Problem statement:
The answer is one number: how many lines hold the string "components".

Given records:
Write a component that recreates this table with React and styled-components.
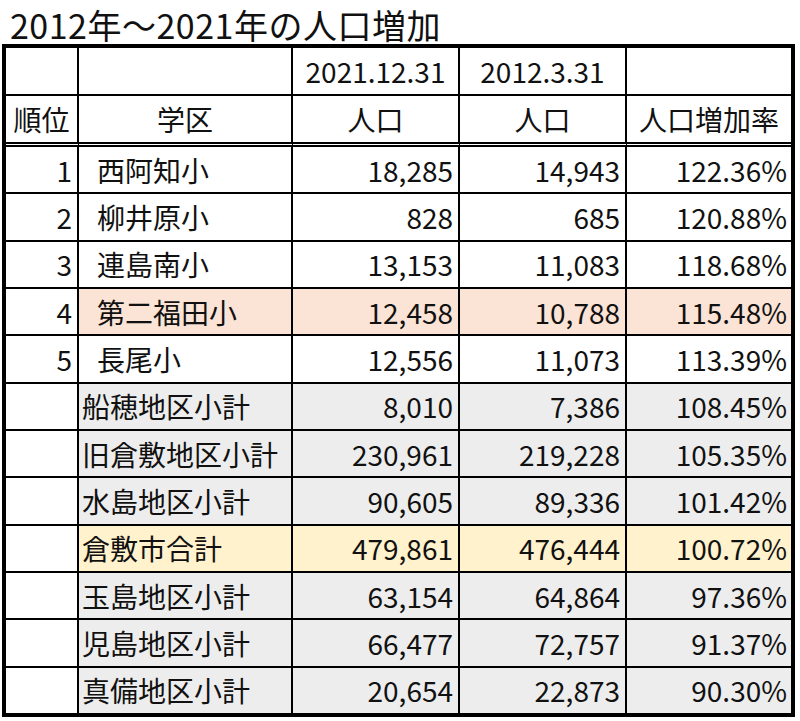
import styled, { createGlobalStyle } from "styled-components";

const GlobalStyle = createGlobalStyle`
    body {
        margin: 0;
        background: #ffffff;
        font-family: "Noto Sans CJK JP", "Noto Sans", sans-serif;
        color: #111111;
    }
`;

const Page = styled.div`
    width: 800px;
    height: 721px;
    background: #ffffff;
`;

const Title = styled.h1`
    margin: 0;
    padding: 6px 0 0 10px;
    height: 38px;
    font-size: 34px;
    font-weight: 400;
    line-height: 38px;
    letter-spacing: 0.5px;
    white-space: nowrap;
`;

const Table = styled.table`
    margin-left: 2px;
    width: 793px;
    border: 4px solid #000;
    border-collapse: separate;
    border-spacing: 0;
    table-layout: fixed;
    font-size: 28px;
`;

const Cell = styled.td`
    height: ${(p) => p.$h || 45.33}px;
    padding: 0 ${(p) => p.$pr ?? 4}px 0 ${(p) => p.$pl ?? 4}px;
    box-sizing: border-box;
    border-right: ${(p) => (p.$last ? "none" : "2px solid #000")};
    border-bottom: ${(p) => p.$bottom || "2px solid #000"};
    background: ${(p) => p.$bg || "#ffffff"};
    text-align: ${(p) => p.$align || "right"};
    vertical-align: middle;
    line-height: 1;
    white-space: nowrap;
    overflow: hidden;
    font-weight: 400;
`;

const fills = {
    peach: "#fbe4d5",
    gray: "#ededed",
    gold: "#fff2cc",
};

const rows = [
    { rank: "1", name: "西阿知小", now: "18,285", then: "14,943", rate: "122.36%" },
    { rank: "2", name: "柳井原小", now: "828", then: "685", rate: "120.88%" },
    { rank: "3", name: "連島南小", now: "13,153", then: "11,083", rate: "118.68%" },
    { rank: "4", name: "第二福田小", now: "12,458", then: "10,788", rate: "115.48%", fill: "peach" },
    { rank: "5", name: "長尾小", now: "12,556", then: "11,073", rate: "113.39%" },
    { rank: "", name: "船穂地区小計", now: "8,010", then: "7,386", rate: "108.45%", fill: "gray" },
    { rank: "", name: "旧倉敷地区小計", now: "230,961", then: "219,228", rate: "105.35%", fill: "gray" },
    { rank: "", name: "水島地区小計", now: "90,605", then: "89,336", rate: "101.42%", fill: "gray" },
    { rank: "", name: "倉敷市合計", now: "479,861", then: "476,444", rate: "100.72%", fill: "gold" },
    { rank: "", name: "玉島地区小計", now: "63,154", then: "64,864", rate: "97.36%", fill: "gray" },
    { rank: "", name: "児島地区小計", now: "66,477", then: "72,757", rate: "91.37%", fill: "gray" },
    { rank: "", name: "真備地区小計", now: "20,654", then: "22,873", rate: "90.30%", fill: "gray" },
];

export default function App() {
    const headBottom = "5px double #000";
    return (
        <Page>
            <GlobalStyle />
            <Title>2012年～2021年の人口増加</Title>
            <Table>
                <colgroup>
                    <col style={{ width: 73 }} />
                    <col style={{ width: 214 }} />
                    <col style={{ width: 167 }} />
                    <col style={{ width: 167 }} />
                    <col style={{ width: 164 }} />
                </colgroup>
                <tbody>
                    <tr>
                        <Cell $h={48} />
                        <Cell $h={48} />
                        <Cell $h={48} $align="center">2021.12.31</Cell>
                        <Cell $h={48} $align="center">2012.3.31</Cell>
                        <Cell $h={48} $last />
                    </tr>
                    <tr>
                        <Cell $h={51} $align="center" $bottom={headBottom}>順位</Cell>
                        <Cell $h={51} $align="center" $bottom={headBottom}>学区</Cell>
                        <Cell $h={51} $align="center" $bottom={headBottom}>人口</Cell>
                        <Cell $h={51} $align="center" $bottom={headBottom}>人口</Cell>
                        <Cell $h={51} $align="center" $bottom={headBottom} $last>人口増加率</Cell>
                    </tr>
                    {rows.map((r, idx) => {
                        const isLast = idx === rows.length - 1;
                        const bg = r.fill ? fills[r.fill] : undefined;
                        const bottom = isLast ? "none" : undefined;
                        const h = isLast ? 45.33 : 47.33;
                        return (
                            <tr key={idx}>
                                <Cell $h={h} $bottom={bottom} $pr={5}>{r.rank}</Cell>
                                <Cell $h={h} $bottom={bottom} $bg={bg} $align="left" $pl={r.rank ? 18 : 3}>
                                    {r.name}
                                </Cell>
                                <Cell $h={h} $bottom={bottom} $bg={bg} $pr={5}>{r.now}</Cell>
                                <Cell $h={h} $bottom={bottom} $bg={bg} $pr={5}>{r.then}</Cell>
                                <Cell $h={h} $bottom={bottom} $bg={bg} $pr={4} $last>{r.rate}</Cell>
                            </tr>
                        );
                    })}
                </tbody>
            </Table>
        </Page>
    );
}
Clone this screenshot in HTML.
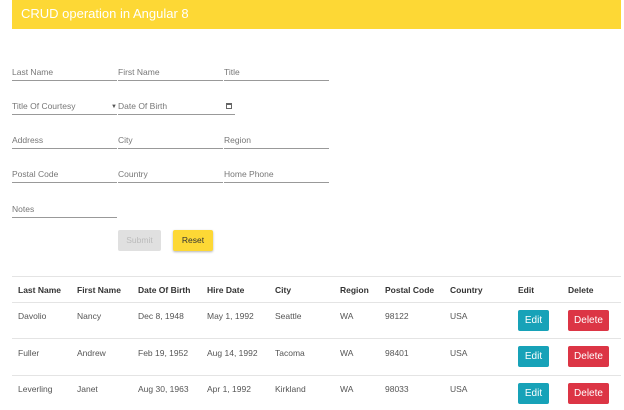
<!DOCTYPE html>
<html><head><meta charset="utf-8"><style>
*{margin:0;padding:0;box-sizing:border-box}
body{width:624px;height:410px;background:#fff;font-family:"Liberation Sans",Arial,sans-serif;position:relative;overflow:hidden;color:#333}
.hdr{position:absolute;left:12px;top:0;width:609px;height:29px;background:#fdd835;color:#fff;font-size:13px;padding:6px 0 0 9px}
.f{position:absolute;height:14px;border-bottom:1px solid #999;font-size:8.5px;color:#777}
.b{position:absolute;font-size:8.5px;border-radius:2px;text-align:center;line-height:21px;height:21px}
.t{position:absolute;font-size:8.5px;color:#555}
.th{position:absolute;font-size:8.5px;font-weight:bold;color:#333}
.ln{position:absolute;left:12px;width:609px;height:1px;background:#e4e4e4}
.e{position:absolute;left:518px;width:31px;height:21px;background:#17a2b8;color:#fff;font-size:10px;text-align:center;line-height:21px;border-radius:2px}
.d{position:absolute;left:568px;width:41px;height:21px;background:#dc3545;color:#fff;font-size:10px;text-align:center;line-height:21px;border-radius:2px}
</style></head><body>
<div class="hdr">CRUD operation in Angular 8</div>
<div class="f" style="left:12px;top:67px;width:105px">Last Name</div>
<div class="f" style="left:118px;top:67px;width:105px">First Name</div>
<div class="f" style="left:224px;top:67px;width:105px">Title</div>
<div class="f" style="left:12px;top:101px;width:105px">Title Of Courtesy<span style="position:absolute;right:0;top:3px;font-size:6px;color:#555">▼</span></div>
<div class="f" style="left:118px;top:101px;width:117px">Date Of Birth<span style="position:absolute;right:3px;top:2px;width:6px;height:6px;border:1px solid #666;border-top-width:2px"></span></div>
<div class="f" style="left:12px;top:135px;width:105px">Address</div>
<div class="f" style="left:118px;top:135px;width:105px">City</div>
<div class="f" style="left:224px;top:135px;width:105px">Region</div>
<div class="f" style="left:12px;top:169px;width:105px">Postal Code</div>
<div class="f" style="left:118px;top:169px;width:105px">Country</div>
<div class="f" style="left:224px;top:169px;width:105px">Home Phone</div>
<div class="f" style="left:12px;top:204px;width:105px">Notes</div>
<div class="b" style="left:118px;top:230px;width:43px;background:#e0e0e0;color:#bbb">Submit</div>
<div class="b" style="left:173px;top:230px;width:40px;background:#fdd835;color:#333;box-shadow:0 1px 2px rgba(0,0,0,.3)">Reset</div>
<div class="ln" style="top:276px"></div>
<div class="th" style="left:18px;top:285px">Last Name</div>
<div class="th" style="left:77px;top:285px">First Name</div>
<div class="th" style="left:138px;top:285px">Date Of Birth</div>
<div class="th" style="left:207px;top:285px">Hire Date</div>
<div class="th" style="left:275px;top:285px">City</div>
<div class="th" style="left:340px;top:285px">Region</div>
<div class="th" style="left:385px;top:285px">Postal Code</div>
<div class="th" style="left:450px;top:285px">Country</div>
<div class="th" style="left:518px;top:285px">Edit</div>
<div class="th" style="left:568px;top:285px">Delete</div>
<div class="ln" style="top:302px"></div>
<div class="t" style="left:18px;top:311px">Davolio</div><div class="t" style="left:77px;top:311px">Nancy</div><div class="t" style="left:138px;top:311px">Dec 8, 1948</div><div class="t" style="left:207px;top:311px">May 1, 1992</div><div class="t" style="left:275px;top:311px">Seattle</div><div class="t" style="left:340px;top:311px">WA</div><div class="t" style="left:385px;top:311px">98122</div><div class="t" style="left:450px;top:311px">USA</div>
<div class="e" style="top:310px">Edit</div><div class="d" style="top:310px">Delete</div>
<div class="ln" style="top:338px"></div>
<div class="t" style="left:18px;top:348px">Fuller</div><div class="t" style="left:77px;top:348px">Andrew</div><div class="t" style="left:138px;top:348px">Feb 19, 1952</div><div class="t" style="left:207px;top:348px">Aug 14, 1992</div><div class="t" style="left:275px;top:348px">Tacoma</div><div class="t" style="left:340px;top:348px">WA</div><div class="t" style="left:385px;top:348px">98401</div><div class="t" style="left:450px;top:348px">USA</div>
<div class="e" style="top:346px">Edit</div><div class="d" style="top:346px">Delete</div>
<div class="ln" style="top:375px"></div>
<div class="t" style="left:18px;top:384px">Leverling</div><div class="t" style="left:77px;top:384px">Janet</div><div class="t" style="left:138px;top:384px">Aug 30, 1963</div><div class="t" style="left:207px;top:384px">Apr 1, 1992</div><div class="t" style="left:275px;top:384px">Kirkland</div><div class="t" style="left:340px;top:384px">WA</div><div class="t" style="left:385px;top:384px">98033</div><div class="t" style="left:450px;top:384px">USA</div>
<div class="e" style="top:383px">Edit</div><div class="d" style="top:383px">Delete</div>
</body></html>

Correct result:
2